Given this kind of data set, it's really tough to look at a categorical variable (like author) and make reliable conclusions. If you look at, say, the average unique visitors per post, people like Oli do amazingly, because he had 1 incredible post. People like Rand are surprisingly low on the list, because he's written 100s of posts since the beginning of the blog (when it had relatively little traffic).
My gut, as a regular blogger here, is that authors have a ton of incluence, especially in this social media age. We're not only regulars and known to the community, but our brands extend on to Twitter, Facebook, Google+, etc. We have contacts to call on for the big posts to get the word out. Of course, we also write a lot of posts that flop - that's the nature of doing anything regularly.
It's very intersting to see which posts get the most attention and how they get them. I haven't had the same results with what I'm doing but I know they work well. Thanks for the updates!
Very well researched article. Loved it.
Hi Dr. P.
Waow! What an insight! Well I truly agree to you it is actually the audience that decides the word count for the posts, and being precise is always a good way to do! But I think sometimes even shorter posts are not liked by many, sometimes even a simple topic (i.e. for general audience) can do good as people love EXTRA details!
1 thing that I need to ask is that if you notice any strong impact of likes and dislikes on posts. I mean did it do any good for posts anyways !?
Looking back on how these number have changed from then till now has helped out, i really appreciate the information provided, cheers.
Ya like to see the correlation matrix. ANd Also intersting interesting to consider the correlation between a lots of items in this data set.

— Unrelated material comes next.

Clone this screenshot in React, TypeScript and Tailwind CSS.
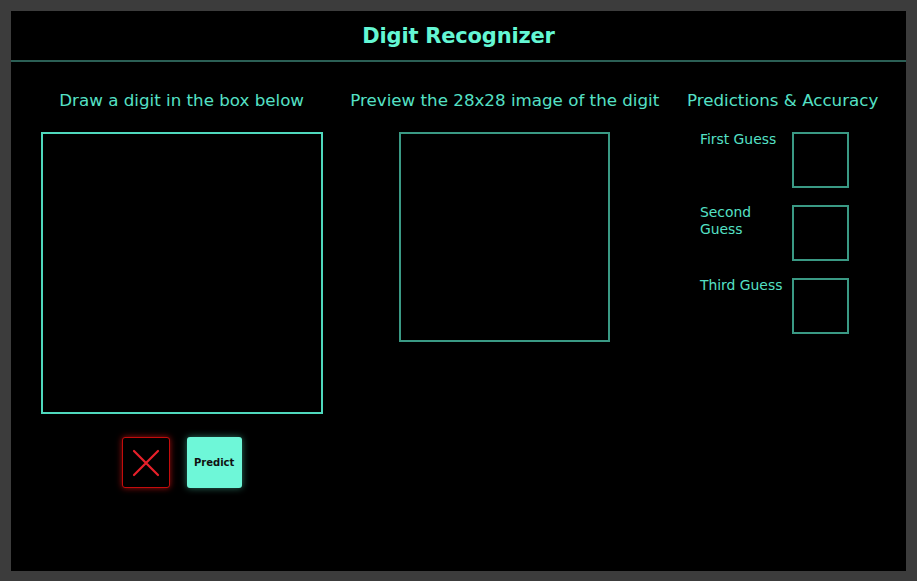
const font = { fontFamily: '"DejaVu Sans", "Noto Sans", sans-serif' };

function GuessRow({ label }: { label: string }) {
  return (
    <div className="flex items-start">
      <div className="w-[88px] text-[13.9px] leading-[17px] text-[#55e0c6] -mt-px">{label}</div>
      <div className="ml-[4px] w-[57px] h-[56px] border-2 border-[#3a9984]" />
    </div>
  );
}

export default function App() {
  return (
    <div className="w-[917px] h-[581px] bg-[#3c3c3c] pt-[11px] pl-[11px] pr-[11px] pb-[10px]" style={font}>
      <div className="h-full bg-black flex flex-col">
        <header className="h-[49px] pt-[3px] flex items-center justify-center">
          <h1 className="text-[21px] font-semibold text-[#64f7d4] tracking-[-0.2px]">Digit Recognizer</h1>
        </header>
        <div className="h-[2px] bg-[#2b5f55]" />

        <div className="flex justify-evenly pt-[27px] pl-[2px]">
          {/* draw */}
          <div className="flex flex-col items-center">
            <h2 className="text-[16.7px] leading-[22px] text-[#55e0c6] whitespace-nowrap">Draw a digit in the box below</h2>
            <div className="mt-[21px] w-[282px] h-[282px] border-2 border-[#4fd9bd]" />
            <div className="mt-[23px] flex gap-[17px]">
              <button className="w-[48px] h-[51px] rounded-[3px] border border-[#c40c0c] bg-black shadow-[0_0_6px_rgba(230,20,20,0.7)] flex items-center justify-center">
                <svg width="28" height="28" viewBox="0 0 28 28">
                  <path d="M2 2 L26 26 M26 2 L2 26" stroke="#e8202a" strokeWidth="2.2" strokeLinecap="round" />
                </svg>
              </button>
              <button className="w-[55px] h-[51px] rounded-[3px] bg-[#6ef7d8] shadow-[0_0_7px_rgba(100,255,218,0.45)] text-[10px] font-semibold text-[#111]">
                Predict
              </button>
            </div>
          </div>

          {/* preview */}
          <div className="flex flex-col items-center">
            <h2 className="text-[16.7px] leading-[22px] text-[#55e0c6] whitespace-nowrap">Preview the 28x28 image of the digit</h2>
            <div className="mt-[21px] w-[211px] h-[210px] border-2 border-[#3a9984]" />
          </div>

          {/* predictions */}
          <div className="flex flex-col">
            <h2 className="text-[16.7px] leading-[22px] text-[#55e0c6] whitespace-nowrap">Predictions &amp; Accuracy</h2>
            <div className="mt-[21px] pl-[13px] flex flex-col gap-[17px]">
              <GuessRow label="First Guess" />
              <GuessRow label="Second Guess" />
              <GuessRow label="Third Guess" />
            </div>
          </div>
        </div>
      </div>
    </div>
  );
}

As example word count and Just likes.
Dr. P,
Awesome post!
1) “Built a crawler”- can you expand on how, what programming language, open source versions available…
2) It’s interesting to see Plusses vs Tweets & Likes as the strongest signals impacting page views in 2011..How long would you estimate for Google + to become the strongest social signal especially with Pages on Google + changing the SERPS?

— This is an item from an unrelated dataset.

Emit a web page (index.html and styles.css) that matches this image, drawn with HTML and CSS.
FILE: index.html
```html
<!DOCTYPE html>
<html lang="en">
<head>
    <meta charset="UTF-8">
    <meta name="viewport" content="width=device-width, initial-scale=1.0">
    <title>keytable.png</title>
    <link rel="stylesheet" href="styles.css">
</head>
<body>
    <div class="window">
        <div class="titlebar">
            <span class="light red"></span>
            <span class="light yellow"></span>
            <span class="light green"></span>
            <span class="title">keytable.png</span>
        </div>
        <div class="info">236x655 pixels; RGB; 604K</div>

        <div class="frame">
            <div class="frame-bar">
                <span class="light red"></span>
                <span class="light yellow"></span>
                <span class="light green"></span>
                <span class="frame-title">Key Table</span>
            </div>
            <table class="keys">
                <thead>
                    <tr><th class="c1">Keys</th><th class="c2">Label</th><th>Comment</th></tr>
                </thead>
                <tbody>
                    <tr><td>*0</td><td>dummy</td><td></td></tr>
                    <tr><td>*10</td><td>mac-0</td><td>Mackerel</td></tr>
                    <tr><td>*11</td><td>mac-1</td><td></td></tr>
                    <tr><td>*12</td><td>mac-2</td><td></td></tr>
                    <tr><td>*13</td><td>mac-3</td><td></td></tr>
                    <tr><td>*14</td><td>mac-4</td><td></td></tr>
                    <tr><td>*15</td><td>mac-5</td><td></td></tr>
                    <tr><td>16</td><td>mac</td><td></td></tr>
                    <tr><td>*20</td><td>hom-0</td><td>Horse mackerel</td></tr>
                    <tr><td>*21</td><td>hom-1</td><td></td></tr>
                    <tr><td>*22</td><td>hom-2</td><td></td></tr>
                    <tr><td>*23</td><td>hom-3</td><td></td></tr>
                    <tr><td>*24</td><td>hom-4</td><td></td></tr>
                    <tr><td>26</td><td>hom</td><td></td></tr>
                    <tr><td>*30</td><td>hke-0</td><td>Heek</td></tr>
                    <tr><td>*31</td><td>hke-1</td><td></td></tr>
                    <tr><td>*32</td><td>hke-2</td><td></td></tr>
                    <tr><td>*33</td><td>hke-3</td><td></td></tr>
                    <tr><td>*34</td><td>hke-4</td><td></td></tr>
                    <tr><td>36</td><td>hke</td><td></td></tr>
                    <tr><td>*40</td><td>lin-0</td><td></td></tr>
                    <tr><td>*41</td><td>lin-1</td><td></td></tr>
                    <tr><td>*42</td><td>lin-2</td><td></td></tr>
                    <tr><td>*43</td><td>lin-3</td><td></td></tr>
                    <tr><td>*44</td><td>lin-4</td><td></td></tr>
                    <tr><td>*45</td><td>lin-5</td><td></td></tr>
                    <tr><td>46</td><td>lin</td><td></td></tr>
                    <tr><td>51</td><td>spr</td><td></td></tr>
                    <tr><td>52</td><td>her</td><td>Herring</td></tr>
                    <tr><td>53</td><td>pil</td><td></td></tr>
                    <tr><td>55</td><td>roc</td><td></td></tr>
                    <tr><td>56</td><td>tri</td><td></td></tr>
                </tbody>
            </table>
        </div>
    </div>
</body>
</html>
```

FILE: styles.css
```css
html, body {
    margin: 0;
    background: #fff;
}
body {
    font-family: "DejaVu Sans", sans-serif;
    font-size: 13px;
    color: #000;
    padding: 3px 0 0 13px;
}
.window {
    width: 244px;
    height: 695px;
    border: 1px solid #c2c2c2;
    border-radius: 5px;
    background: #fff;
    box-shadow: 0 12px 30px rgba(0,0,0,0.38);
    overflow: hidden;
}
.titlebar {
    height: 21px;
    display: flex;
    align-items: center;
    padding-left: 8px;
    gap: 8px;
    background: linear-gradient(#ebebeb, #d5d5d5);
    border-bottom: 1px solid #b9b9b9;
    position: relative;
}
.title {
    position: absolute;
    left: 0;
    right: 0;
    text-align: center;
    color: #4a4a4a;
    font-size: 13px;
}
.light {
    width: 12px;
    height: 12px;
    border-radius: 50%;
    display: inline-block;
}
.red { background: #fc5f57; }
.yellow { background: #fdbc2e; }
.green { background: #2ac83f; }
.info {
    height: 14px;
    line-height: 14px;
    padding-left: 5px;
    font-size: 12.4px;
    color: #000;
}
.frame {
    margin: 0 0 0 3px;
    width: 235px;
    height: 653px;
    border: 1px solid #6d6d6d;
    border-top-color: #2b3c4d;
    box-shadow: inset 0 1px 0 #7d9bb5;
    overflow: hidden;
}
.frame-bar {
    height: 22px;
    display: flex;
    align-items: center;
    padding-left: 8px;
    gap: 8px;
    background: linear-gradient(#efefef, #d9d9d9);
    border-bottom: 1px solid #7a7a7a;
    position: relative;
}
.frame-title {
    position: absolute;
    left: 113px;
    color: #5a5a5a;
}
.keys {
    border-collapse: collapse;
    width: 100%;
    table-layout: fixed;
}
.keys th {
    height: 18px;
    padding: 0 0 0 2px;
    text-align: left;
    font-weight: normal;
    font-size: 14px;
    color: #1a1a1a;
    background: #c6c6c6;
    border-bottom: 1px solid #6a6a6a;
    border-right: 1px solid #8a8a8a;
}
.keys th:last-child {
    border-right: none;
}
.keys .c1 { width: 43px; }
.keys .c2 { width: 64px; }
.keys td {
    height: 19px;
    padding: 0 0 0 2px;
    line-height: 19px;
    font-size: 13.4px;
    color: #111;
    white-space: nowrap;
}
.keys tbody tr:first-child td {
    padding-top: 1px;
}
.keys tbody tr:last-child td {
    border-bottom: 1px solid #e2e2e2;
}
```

(1) It's pretty quick-and-dirty - I'm using PHP/MySQL. I only need to crawl Moz posts and their specific HTML/CSS structure, so a lot of it was just basic text parsing. The Big 3 social sites all have APIs that can be called by URL, so that was surprisingly easy. Tom Anthony has a good write-up on getting Google+ counts here:
https://www.tomanthony.co.uk/blog/google_plus_one_button_seo_count_api/
(2) I suspect Google+ will be all-or-none this year - it'll either not catch on and fade away or it'll explode. It's really tough to say. If it explodes, it'll be bad news for Facebook, especially as Google integrates search + social.
Nice study. Thanks!
I would like to see the full correlation matrix. It would be interesting to consider the correlation between lots of items in this data set. For example word count and likes. :)
The full data-set just got to be a monster. Even the correlation matrix is a bit hairy. I'm happy to share any specific bits of data, though. The Spearman correlations between word count and social factors were:
The Google+ data is the toughest to interpret, since so many posts were written before Google+ launched (and there isn't that much post-launch data). It's interesting, though, that many older posts do have social signals, even if we didn't have the buttons when they were originally posted.

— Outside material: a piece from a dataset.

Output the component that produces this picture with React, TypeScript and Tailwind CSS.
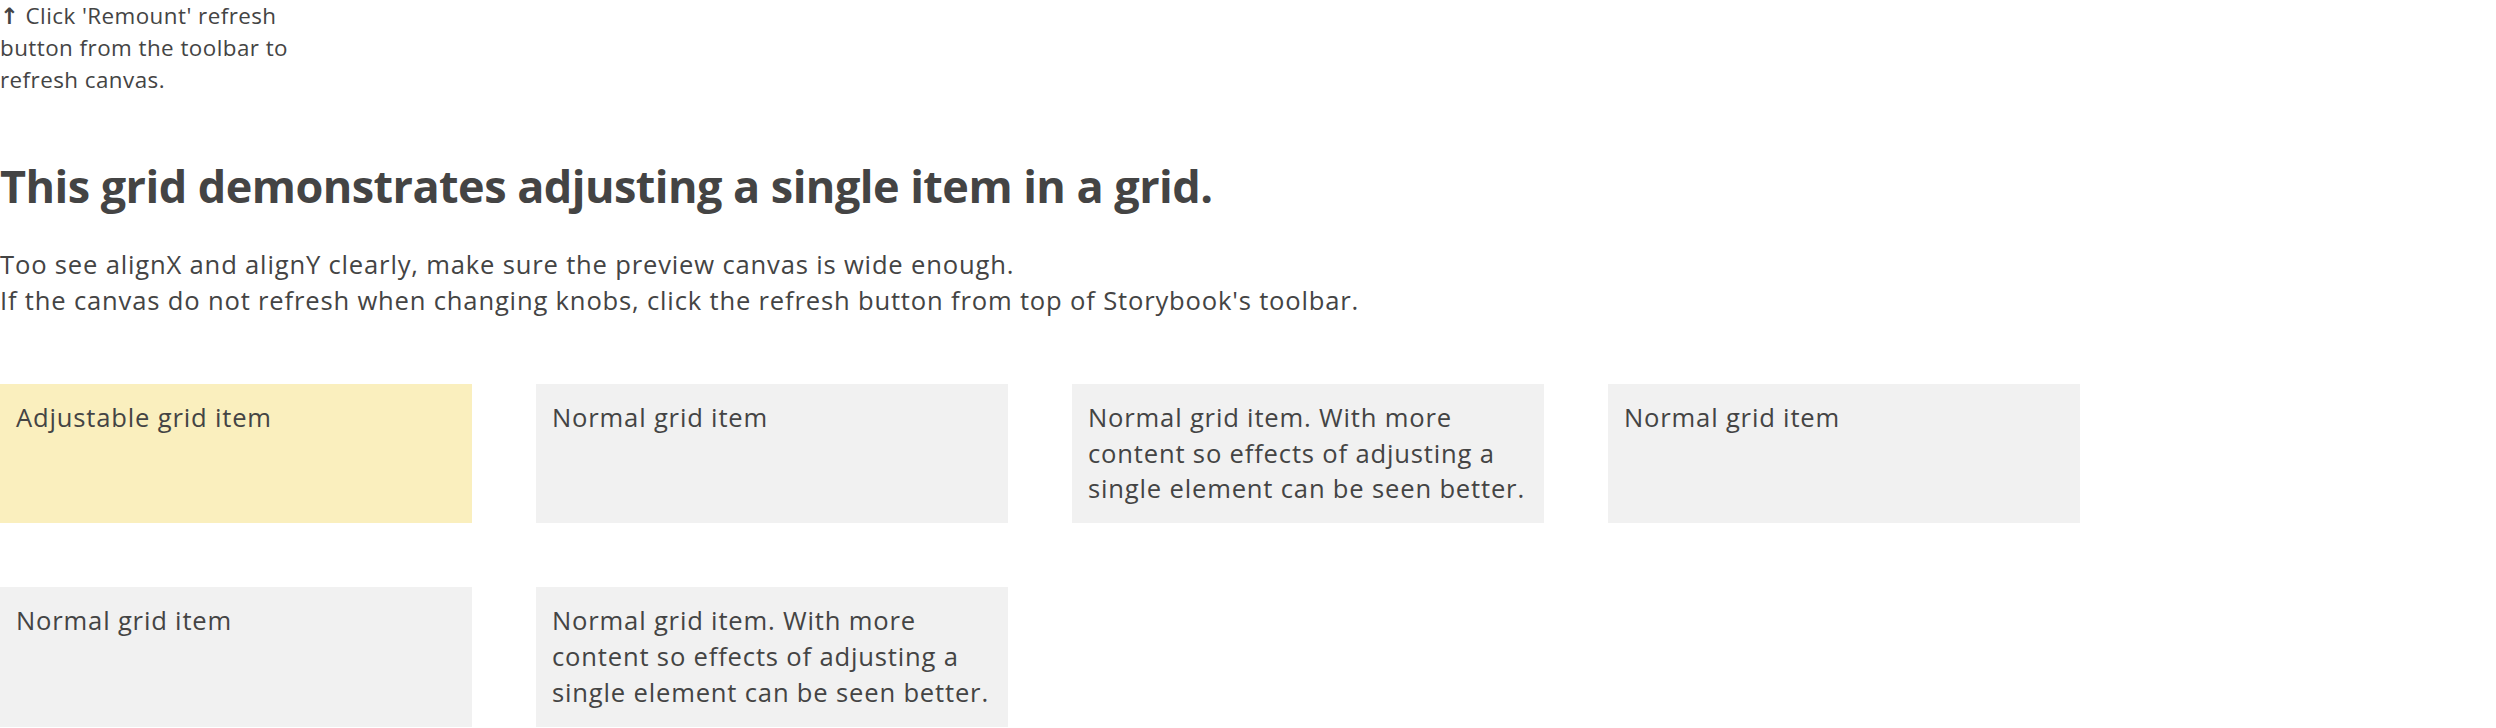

Thank you! Thanks for the data. This type of study has a lot of potential. I might try some of my own.
The only problem with these studies is that, sometimes, I run the data and then realize I'm not entirely sure what it means :) Still, it's fascinating, to some of us.
When I first saw the page title this morning when it got into my reader, I thought "Oh geez, I think they messed up the page title by repeating 2011 twice!" But, silly me, I was wrong.
But great post Pete! I'm a sucker for awesome data :)
I can tell you from first hand experience that content mega-posts as you call them (real long posts crammed with useful tips) tend to perform really well, but that doesn't surprise me as they're filled with many tips. It also doesn't surprise me that older posts get less traffic because that's typical for a blog, but the rest of the analysis is pretty solid. Here's to a job well done!
Great post! Thanks a lot, you get to be the first article on here I've commented on :] decided to make an account just now. Thanks for the links to the mega-posts, having a good read through them too.
Hmm.. Really informative... Very nice comparisons...
Another informative post Dr. Pete. It's nice to see that in this current day and age people are still trying to push the boundaries.
Good research you've done. After all we can say that Social Media is too mcuh important then SEO (onpage & offpage). Due to advanced technology social media is in hand of users.
Users can access easily an information about news and news going around the social media through various plug ins. Good post. Nicely done. Keep it up
Great post, thanx Im waiting for another e-commerce SEO post....